Direction:
Set down each line of the data below exactly as it stands, dropping the pictures.

··· Supplied data ···

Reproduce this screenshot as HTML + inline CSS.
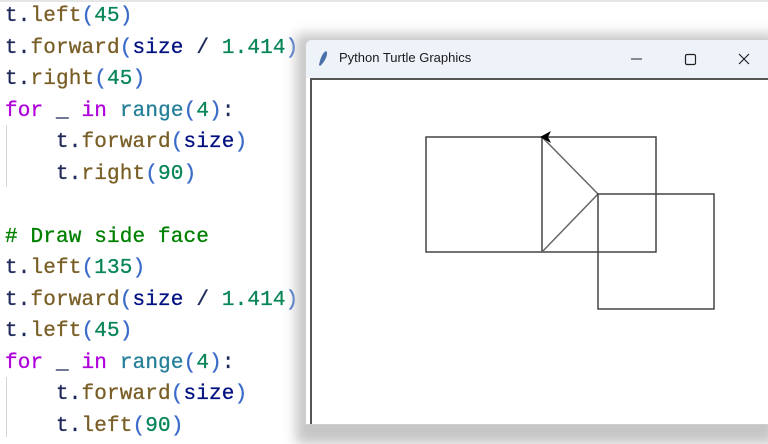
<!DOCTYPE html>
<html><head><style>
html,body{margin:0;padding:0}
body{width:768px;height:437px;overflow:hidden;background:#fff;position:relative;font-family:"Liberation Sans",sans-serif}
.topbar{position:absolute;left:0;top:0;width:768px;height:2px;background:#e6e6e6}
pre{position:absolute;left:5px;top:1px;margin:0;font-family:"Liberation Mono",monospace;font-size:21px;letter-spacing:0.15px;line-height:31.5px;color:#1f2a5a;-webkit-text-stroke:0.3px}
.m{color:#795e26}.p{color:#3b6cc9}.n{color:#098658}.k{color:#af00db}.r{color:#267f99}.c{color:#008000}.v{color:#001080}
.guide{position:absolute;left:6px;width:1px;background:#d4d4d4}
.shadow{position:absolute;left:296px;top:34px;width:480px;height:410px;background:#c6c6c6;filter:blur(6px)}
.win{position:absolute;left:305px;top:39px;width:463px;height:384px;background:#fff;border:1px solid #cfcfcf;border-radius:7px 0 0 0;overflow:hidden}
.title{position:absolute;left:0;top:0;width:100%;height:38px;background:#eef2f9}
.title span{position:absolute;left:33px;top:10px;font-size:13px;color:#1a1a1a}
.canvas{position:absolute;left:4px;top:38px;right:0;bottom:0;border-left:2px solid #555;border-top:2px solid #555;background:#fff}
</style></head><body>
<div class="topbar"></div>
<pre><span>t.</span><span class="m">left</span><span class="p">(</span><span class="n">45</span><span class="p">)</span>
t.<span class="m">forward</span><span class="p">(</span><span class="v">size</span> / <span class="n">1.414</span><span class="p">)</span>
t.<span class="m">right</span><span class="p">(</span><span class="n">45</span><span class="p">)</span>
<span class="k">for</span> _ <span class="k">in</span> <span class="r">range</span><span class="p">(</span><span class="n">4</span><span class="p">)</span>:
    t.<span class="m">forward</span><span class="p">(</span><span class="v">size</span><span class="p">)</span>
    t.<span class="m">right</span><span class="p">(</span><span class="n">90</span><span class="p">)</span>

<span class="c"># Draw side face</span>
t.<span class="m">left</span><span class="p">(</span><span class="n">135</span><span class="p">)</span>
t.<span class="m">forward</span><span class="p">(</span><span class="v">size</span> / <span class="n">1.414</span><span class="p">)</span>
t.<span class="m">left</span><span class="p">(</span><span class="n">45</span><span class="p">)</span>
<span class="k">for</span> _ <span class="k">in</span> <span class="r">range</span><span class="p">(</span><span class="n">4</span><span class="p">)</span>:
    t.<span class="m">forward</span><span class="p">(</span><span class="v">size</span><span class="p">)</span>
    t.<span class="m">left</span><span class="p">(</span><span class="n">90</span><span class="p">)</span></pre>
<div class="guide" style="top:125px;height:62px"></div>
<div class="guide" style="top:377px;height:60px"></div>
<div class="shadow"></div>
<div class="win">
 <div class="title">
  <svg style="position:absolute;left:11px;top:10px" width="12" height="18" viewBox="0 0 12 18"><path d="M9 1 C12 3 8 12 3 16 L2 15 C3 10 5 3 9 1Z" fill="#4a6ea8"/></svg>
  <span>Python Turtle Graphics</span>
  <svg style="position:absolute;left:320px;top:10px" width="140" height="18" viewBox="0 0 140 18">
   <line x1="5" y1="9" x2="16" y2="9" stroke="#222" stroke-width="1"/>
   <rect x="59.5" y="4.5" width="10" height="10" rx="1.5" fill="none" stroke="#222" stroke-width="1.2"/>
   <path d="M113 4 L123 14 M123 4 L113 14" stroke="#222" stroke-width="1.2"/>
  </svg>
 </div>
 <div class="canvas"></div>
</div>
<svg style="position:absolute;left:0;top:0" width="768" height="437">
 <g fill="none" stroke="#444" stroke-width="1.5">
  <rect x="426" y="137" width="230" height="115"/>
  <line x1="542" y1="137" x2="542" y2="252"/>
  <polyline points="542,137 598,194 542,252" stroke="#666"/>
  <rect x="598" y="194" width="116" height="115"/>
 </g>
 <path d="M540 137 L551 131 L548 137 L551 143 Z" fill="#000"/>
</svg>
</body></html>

···

Final result:
Reproduce this screenshot as HTML + inline CSS.
<!DOCTYPE html>
<html><head><style>
html,body{margin:0;padding:0}
body{width:768px;height:437px;overflow:hidden;background:#fff;position:relative;font-family:"Liberation Sans",sans-serif}
.topbar{position:absolute;left:0;top:0;width:768px;height:2px;background:#e6e6e6}
pre{position:absolute;left:5px;top:1px;margin:0;font-family:"Liberation Mono",monospace;font-size:21px;letter-spacing:0.15px;line-height:31.5px;color:#1f2a5a;-webkit-text-stroke:0.3px}
.m{color:#795e26}.p{color:#3b6cc9}.n{color:#098658}.k{color:#af00db}.r{color:#267f99}.c{color:#008000}.v{color:#001080}
.guide{position:absolute;left:6px;width:1px;background:#d4d4d4}
.shadow{position:absolute;left:296px;top:34px;width:480px;height:410px;background:#c6c6c6;filter:blur(6px)}
.win{position:absolute;left:305px;top:39px;width:463px;height:384px;background:#fff;border:1px solid #cfcfcf;border-radius:7px 0 0 0;overflow:hidden}
.title{position:absolute;left:0;top:0;width:100%;height:38px;background:#eef2f9}
.title span{position:absolute;left:33px;top:10px;font-size:13px;color:#1a1a1a}
.canvas{position:absolute;left:4px;top:38px;right:0;bottom:0;border-left:2px solid #555;border-top:2px solid #555;background:#fff}
</style></head><body>
<div class="topbar"></div>
<pre><span>t.</span><span class="m">left</span><span class="p">(</span><span class="n">45</span><span class="p">)</span>
t.<span class="m">forward</span><span class="p">(</span><span class="v">size</span> / <span class="n">1.414</span><span class="p">)</span>
t.<span class="m">right</span><span class="p">(</span><span class="n">45</span><span class="p">)</span>
<span class="k">for</span> _ <span class="k">in</span> <span class="r">range</span><span class="p">(</span><span class="n">4</span><span class="p">)</span>:
    t.<span class="m">forward</span><span class="p">(</span><span class="v">size</span><span class="p">)</span>
    t.<span class="m">right</span><span class="p">(</span><span class="n">90</span><span class="p">)</span>

<span class="c"># Draw side face</span>
t.<span class="m">left</span><span class="p">(</span><span class="n">135</span><span class="p">)</span>
t.<span class="m">forward</span><span class="p">(</span><span class="v">size</span> / <span class="n">1.414</span><span class="p">)</span>
t.<span class="m">left</span><span class="p">(</span><span class="n">45</span><span class="p">)</span>
<span class="k">for</span> _ <span class="k">in</span> <span class="r">range</span><span class="p">(</span><span class="n">4</span><span class="p">)</span>:
    t.<span class="m">forward</span><span class="p">(</span><span class="v">size</span><span class="p">)</span>
    t.<span class="m">left</span><span class="p">(</span><span class="n">90</span><span class="p">)</span></pre>
<div class="guide" style="top:125px;height:62px"></div>
<div class="guide" style="top:377px;height:60px"></div>
<div class="shadow"></div>
<div class="win">
 <div class="title">
  <svg style="position:absolute;left:11px;top:10px" width="12" height="18" viewBox="0 0 12 18"><path d="M9 1 C12 3 8 12 3 16 L2 15 C3 10 5 3 9 1Z" fill="#4a6ea8"/></svg>
  <span>Python Turtle Graphics</span>
  <svg style="position:absolute;left:320px;top:10px" width="140" height="18" viewBox="0 0 140 18">
   <line x1="5" y1="9" x2="16" y2="9" stroke="#222" stroke-width="1"/>
   <rect x="59.5" y="4.5" width="10" height="10" rx="1.5" fill="none" stroke="#222" stroke-width="1.2"/>
   <path d="M113 4 L123 14 M123 4 L113 14" stroke="#222" stroke-width="1.2"/>
  </svg>
 </div>
 <div class="canvas"></div>
</div>
<svg style="position:absolute;left:0;top:0" width="768" height="437">
 <g fill="none" stroke="#444" stroke-width="1.5">
  <rect x="426" y="137" width="230" height="115"/>
  <line x1="542" y1="137" x2="542" y2="252"/>
  <polyline points="542,137 598,194 542,252" stroke="#666"/>
  <rect x="598" y="194" width="116" height="115"/>
 </g>
 <path d="M540 137 L551 131 L548 137 L551 143 Z" fill="#000"/>
</svg>
</body></html>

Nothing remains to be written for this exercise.